Mr Russell gave me the following message at the prison yesterday — “He is particularly anxious that the publication here should not in any event be delayed, and he says if you are legally free to proceed you might publish here; when the American copyright would lapse, then the Lippincott rights would cease, and the Century4 Company if willing to publish would also be willing to pay Royalties. At any rate willingness to adopt this course can be used to make Lippincott reasonable. Do not on any account delay publication here.”
He also handed me the Notice5 you wanted for the purpose of announcement for the other new book.
[document] The letter was edited from the Russell Archives’ photocopy of the typed, single-sheet, signed original in the Allen & Unwin archive at the University of Reading.
contract with Lippincott Despite efforts by Frank and suggestions from BR, the contract could not be located among the latter’s papers at Gordon Square. However, a typed carbon copy, with seals, is in the Russell Archives (BRACERS 70492) and is dated 11 October 1917.

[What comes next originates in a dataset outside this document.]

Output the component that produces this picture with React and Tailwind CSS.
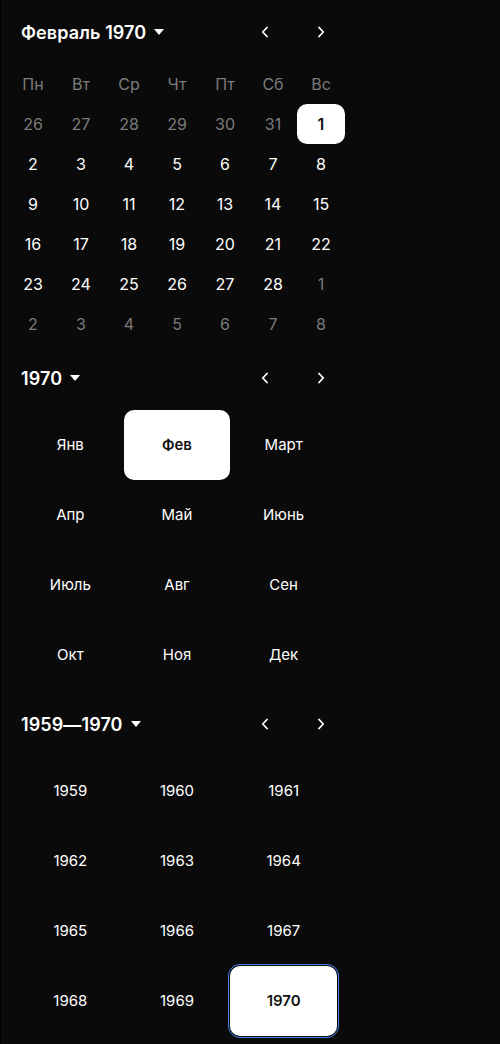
import React from "react";

const WEEKDAYS = ["Пн", "Вт", "Ср", "Чт", "Пт", "Сб", "Вс"];
const MONTHS = ["Янв", "Фев", "Март", "Апр", "Май", "Июнь", "Июль", "Авг", "Сен", "Окт", "Ноя", "Дек"];

// February 1970, week starts on Monday
const DAYS = [
  ...[26, 27, 28, 29, 30, 31].map((d) => ({ d, out: true })),
  ...Array.from({ length: 28 }, (_, i) => ({ d: i + 1, out: false })),
  ...[1, 2, 3, 4, 5, 6, 7, 8].map((d) => ({ d, out: true })),
];

const YEARS = Array.from({ length: 12 }, (_, i) => 1959 + i);

function Caret() {
  return (
    <svg width="10" height="6" viewBox="0 0 10 6" className="ml-2">
      <path d="M0 0h10L5 6z" fill="currentColor" />
    </svg>
  );
}

function Chevron({ dir }) {
  return (
    <svg width="24" height="24" viewBox="0 0 24 24" fill="none">
      <path
        d={dir === "left" ? "M14 7.5 9.75 12 14 16.5" : "M10 7.5 14.25 12 10 16.5"}
        stroke="currentColor"
        strokeWidth="1.8"
        strokeLinecap="round"
        strokeLinejoin="round"
      />
    </svg>
  );
}

function Header({ title }) {
  return (
    <div className="flex h-11 items-center justify-between px-3">
      <button className="flex items-center text-[18px] font-semibold tracking-[0.1px] text-white">
        {title}
        <Caret />
      </button>
      <div className="flex items-center gap-8 text-white">
        <button className="flex h-6 w-6 items-center justify-center">
          <Chevron dir="left" />
        </button>
        <button className="flex h-6 w-6 items-center justify-center">
          <Chevron dir="right" />
        </button>
      </div>
    </div>
  );
}

function DayView() {
  return (
    <section>
      <Header title="Февраль 1970" />
      <div className="mt-2.5 grid grid-cols-7">
        {WEEKDAYS.map((w) => (
          <div key={w} className="flex h-10 items-center justify-center text-[16px] text-[#7b7b7b]">
            {w}
          </div>
        ))}
        {DAYS.map((day, i) => {
          const selected = !day.out && day.d === 1;
          return (
            <button
              key={i}
              className={
                selected
                  ? "flex h-10 items-center justify-center rounded-[10px] bg-white text-[16px] font-semibold text-[#111]"
                  : day.out
                  ? "flex h-10 items-center justify-center text-[16px] text-[#7b7b7b]"
                  : "flex h-10 items-center justify-center text-[16px] text-white"
              }
            >
              {day.d}
            </button>
          );
        })}
      </div>
    </section>
  );
}

function MonthView() {
  return (
    <section>
      <Header title="1970" />
      <div className="mt-2.5 grid grid-cols-3 px-2">
        {MONTHS.map((m) => {
          const selected = m === "Фев";
          return (
            <button
              key={m}
              className={
                selected
                  ? "flex h-[70px] items-center justify-center rounded-[10px] bg-white text-[15px] font-semibold text-[#111]"
                  : "flex h-[70px] items-center justify-center text-[15px] text-white"
              }
            >
              {m}
            </button>
          );
        })}
      </div>
    </section>
  );
}

function YearView() {
  return (
    <section>
      <Header title="1959—1970" />
      <div className="mt-2.5 grid grid-cols-3 px-2">
        {YEARS.map((y) => {
          const selected = y === 1970;
          return (
            <button
              key={y}
              className={
                selected
                  ? "flex h-[70px] items-center justify-center rounded-[10px] bg-white text-[15px] font-semibold text-[#111] outline-[1.5px] outline-offset-1 outline-[#3f83ec] outline-solid"
                  : "flex h-[70px] items-center justify-center text-[15px] text-white"
              }
            >
              {y}
            </button>
          );
        })}
      </div>
    </section>
  );
}

export default function App() {
  return (
    <div
      className="min-h-[1044px] border-l border-black bg-[#0a0a0a] pt-2.5"
      style={{ fontFamily: "Inter, 'Noto Sans', sans-serif" }}
    >
      <div className="flex w-[344px] flex-col gap-3 pl-2">
        <DayView />
        <MonthView />
        <YearView />
      </div>
    </div>
  );
}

Lippincott … Century To replace Lippincott, BR favoured Century, the publisher of Why Men Fight (1917), the American edition of Principles of Social Reconstruction (1916). This publisher, having commissioned the book, declined to publish it in wartime after seeing the typescript.
the Notice The “other new book” was Introduction to Mathematical Philosophy, now completed in manuscript and awaiting typing by Miss Kyle. The “notice”, blurb, or descriptive paragraph (Frank Russell used the latter term in a letter of 22 June 1918 to Unwin, BRACERS 48707), is taken from the original dust-jacket: “This book is intended for those who have no previous acquaintance with the topics of which it treats, and no more knowledge of mathematics than can be acquired at a primary school or even at Eton. It sets forth in elementary form the logical definition of number, the analysis of the notion of order, the modern doctrine of the infinite, and the theory of descriptions and classes as symbolic fictions. The more controversial and uncertain aspects of the subject are subordinated to those which can by now be regarded as acquired scientific knowledge. These are explained without the use of symbols, but in such a way as to give readers a general understanding of the methods and purposes of mathematical logic, which, it is hoped, will be of interest not only to those who wish to proceed to a more serious study of the subject, but also to that wider circle who feel a desire to know the bearings of this important modern science.” The book was published in March 1919 by Allen & Unwin.